------ Stored rows
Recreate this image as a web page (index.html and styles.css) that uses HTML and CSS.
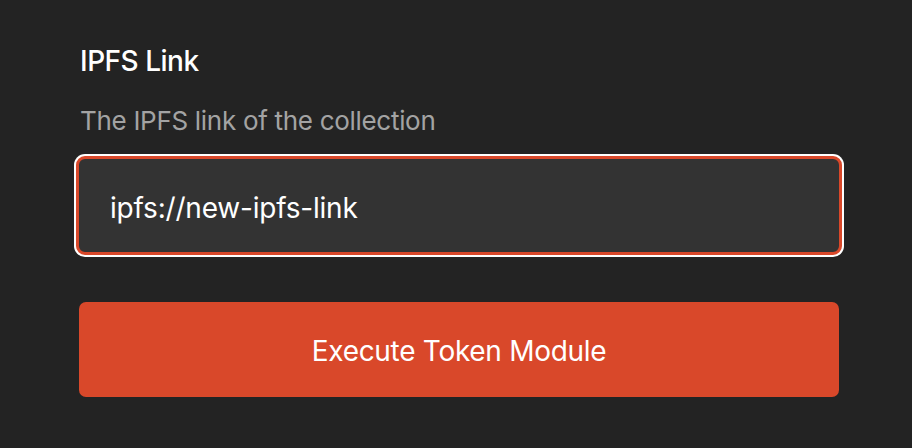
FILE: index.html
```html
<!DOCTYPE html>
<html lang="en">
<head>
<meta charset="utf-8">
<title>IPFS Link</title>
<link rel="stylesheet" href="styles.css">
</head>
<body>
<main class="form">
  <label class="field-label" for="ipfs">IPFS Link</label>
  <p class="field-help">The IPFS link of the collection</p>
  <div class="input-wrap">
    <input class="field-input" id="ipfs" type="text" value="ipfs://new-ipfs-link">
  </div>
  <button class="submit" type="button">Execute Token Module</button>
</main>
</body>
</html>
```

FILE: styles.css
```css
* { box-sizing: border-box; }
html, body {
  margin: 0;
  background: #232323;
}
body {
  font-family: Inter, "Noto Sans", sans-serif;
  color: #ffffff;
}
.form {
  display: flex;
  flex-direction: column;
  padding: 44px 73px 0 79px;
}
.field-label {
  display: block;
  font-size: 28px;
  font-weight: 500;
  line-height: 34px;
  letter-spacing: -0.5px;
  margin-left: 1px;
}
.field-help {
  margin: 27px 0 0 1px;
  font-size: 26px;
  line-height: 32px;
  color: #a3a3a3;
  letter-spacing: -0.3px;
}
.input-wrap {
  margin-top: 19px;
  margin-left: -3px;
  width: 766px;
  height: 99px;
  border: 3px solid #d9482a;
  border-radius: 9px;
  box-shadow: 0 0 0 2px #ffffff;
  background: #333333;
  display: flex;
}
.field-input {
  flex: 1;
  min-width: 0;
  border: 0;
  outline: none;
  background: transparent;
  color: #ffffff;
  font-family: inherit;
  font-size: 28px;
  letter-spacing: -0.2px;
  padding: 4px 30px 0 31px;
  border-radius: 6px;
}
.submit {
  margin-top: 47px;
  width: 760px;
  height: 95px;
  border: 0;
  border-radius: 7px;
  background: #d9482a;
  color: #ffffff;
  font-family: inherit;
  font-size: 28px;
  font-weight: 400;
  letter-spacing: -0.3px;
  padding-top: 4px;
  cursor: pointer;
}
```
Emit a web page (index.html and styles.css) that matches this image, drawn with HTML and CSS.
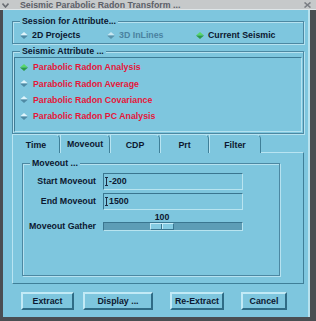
------------
▶ [Problem]: The records above are to be reproduced exactly; the pictures are to be left out.

▶ [Answer]:
Recreate this image as a web page (index.html and styles.css) that uses HTML and CSS.
FILE: index.html
```html
<!DOCTYPE html>
<html lang="en">
<head>
<meta charset="utf-8">
<title>IPFS Link</title>
<link rel="stylesheet" href="styles.css">
</head>
<body>
<main class="form">
  <label class="field-label" for="ipfs">IPFS Link</label>
  <p class="field-help">The IPFS link of the collection</p>
  <div class="input-wrap">
    <input class="field-input" id="ipfs" type="text" value="ipfs://new-ipfs-link">
  </div>
  <button class="submit" type="button">Execute Token Module</button>
</main>
</body>
</html>
```

FILE: styles.css
```css
* { box-sizing: border-box; }
html, body {
  margin: 0;
  background: #232323;
}
body {
  font-family: Inter, "Noto Sans", sans-serif;
  color: #ffffff;
}
.form {
  display: flex;
  flex-direction: column;
  padding: 44px 73px 0 79px;
}
.field-label {
  display: block;
  font-size: 28px;
  font-weight: 500;
  line-height: 34px;
  letter-spacing: -0.5px;
  margin-left: 1px;
}
.field-help {
  margin: 27px 0 0 1px;
  font-size: 26px;
  line-height: 32px;
  color: #a3a3a3;
  letter-spacing: -0.3px;
}
.input-wrap {
  margin-top: 19px;
  margin-left: -3px;
  width: 766px;
  height: 99px;
  border: 3px solid #d9482a;
  border-radius: 9px;
  box-shadow: 0 0 0 2px #ffffff;
  background: #333333;
  display: flex;
}
.field-input {
  flex: 1;
  min-width: 0;
  border: 0;
  outline: none;
  background: transparent;
  color: #ffffff;
  font-family: inherit;
  font-size: 28px;
  letter-spacing: -0.2px;
  padding: 4px 30px 0 31px;
  border-radius: 6px;
}
.submit {
  margin-top: 47px;
  width: 760px;
  height: 95px;
  border: 0;
  border-radius: 7px;
  background: #d9482a;
  color: #ffffff;
  font-family: inherit;
  font-size: 28px;
  font-weight: 400;
  letter-spacing: -0.3px;
  padding-top: 4px;
  cursor: pointer;
}
```
Emit a web page (index.html and styles.css) that matches this image, drawn with HTML and CSS.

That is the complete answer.